To frame this as a personal responsibility issue is not only inaccurate—it obscures the real drivers of the problem.


Why the Personal Responsibility Narrative Falls Short

The personal responsibility model assumes three things:

  1. That individuals have equal access to opportunities for physical activity

  2. That knowledge is the primary barrier

  3. That motivation is sufficient to overcome constraints


None of these assumptions hold at scale.


We have decades of evidence showing that:

  • Education alone does not produce sustained behavior change

  • Motivation fluctuates and is highly context-dependent

  • Environmental and social factors are among the strongest predictors of physical activity


When we default to personal responsibility, we:

  • Oversimplify complex problems

  • Misdiagnose the root cause

  • Design ineffective interventions


And perhaps most importantly, we unintentionally assign blame to individuals for conditions they do not control.


From Individual Blame to Systems Accountability

Reframing physical activity as a systems issue changes the conversation—and the solutions.

Instead of asking: “Why aren’t people more active?”


We should be asking: “Why do our systems make it so difficult for people to be active?”


This shift moves accountability upstream:

  • To urban planning and the built environment

  • To employers and workplace design

  • To healthcare systems that underinvest in prevention

  • To policies that fail to prioritize equitable access to movement


It also changes how we measure success—not by individual compliance alone, but by whether we are creating environments where activity is the default, not the exception.


What a Systems Approach Looks Like

A systems-oriented strategy to increase physical activity includes:

  • Designing communities that make walking, biking, and recreation safe and accessible

  • Integrating physical activity into healthcare as a standard of care

  • Partnering with community-based organizations to deliver culturally relevant programs

  • Aligning funding streams to support sustained, scalable interventions

  • Measuring outcomes across sectors—health, economic, and social


This is not about removing —this is not about removing personal agency. It is about right-sizing where responsibility actually lives.

Personal Responsibility Still Matters—But It Is Not the Starting Point

Individual choice plays a role in behavior. But choice is always constrained by context.

Telling someone to “be more active” without addressing:

  • whether they have a safe place to move,

  • whether they have the time and energy after work,

  • whether they can afford access to programs,


A more accurate model is this: Systems create the conditions → conditions shape behavior → individuals act within those conditions


If the conditions are poor, even highly motivated individuals will struggle. If the conditions are strong, even modest motivation can produce consistent behavior.


The goal, then, is not to eliminate personal responsibility—but to build environments where responsible choices are realistic, repeatable, and supported.

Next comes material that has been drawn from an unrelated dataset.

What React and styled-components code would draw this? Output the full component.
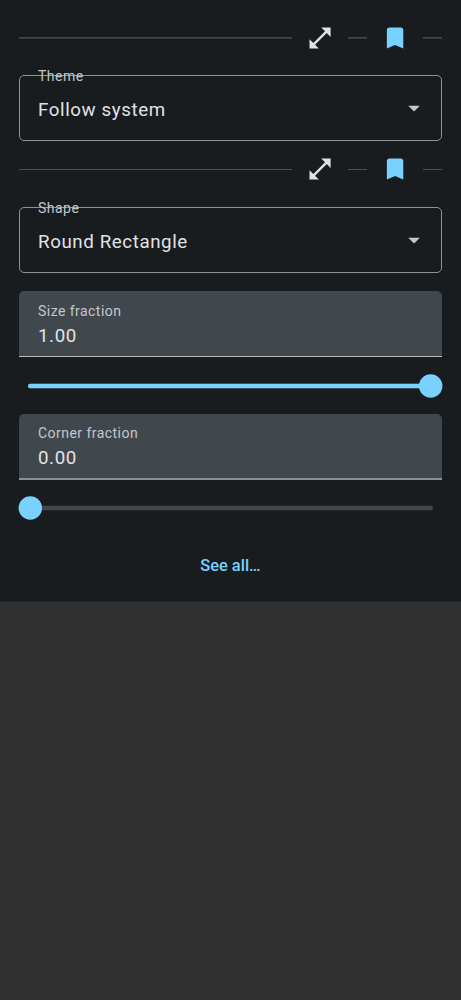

The Cost of Getting This Wrong

When we default to a personal responsibility narrative, there are real consequences:

  • Ineffective interventions

    Programs focused solely on education and motivation consistently underperform at the population level.

  • Widening disparities

    Those with more resources benefit; those with fewer are left further behind.

  • Misallocated funding

    Investments flow toward short-term behavior change programs instead of long-term infrastructure and systems change.

  • Erosion of trust

    Communities that feel blamed are less likely to engage with health initiatives.

In short, we spend money, time, and effort—without meaningfully changing outcomes.


Reframing the Narrative

If we want to move the needle on physical activity, we need a more honest narrative:

  • Physical activity is not just a personal choice—it is a societal outcome

  • Inactivity is not a moral failing—it is often a systems failure

  • Sustainable change does not come from telling people what to do—it comes from making the healthy choice the easy choice


This reframing is not about lowering expectations. It is about increasing precision in how we solve the problem.


What This Means for Leaders, Funders, and Practitioners

For those designing and funding interventions, this shift has practical implications:

  • Invest upstream

    Support environments, infrastructure, and systems that enable activity—not just downstream programs.

  • Think cross-sector

    Physical activity is influenced by transportation, education, healthcare, business, and community design.

  • Prioritize equity

    Allocate resources where barriers are highest, not where engagement is easiest.

  • Measure what matters

    Track access, opportunity, and system-level change—not just individual participation.


A Better Path Forward

If we continue to frame physical activity as a matter of personal responsibility, we will continue to get the same results—incremental change for some, persistent inequities for many.


But if we shift our focus to the systems that shape behavior, we open the door to something far more powerful: Population-level impact. Sustainable change. Health equity in practice—not just in principle.


The question is no longer whether people should take responsibility for their health.


The question is whether we are willing to take responsibility for the systems that make health possible.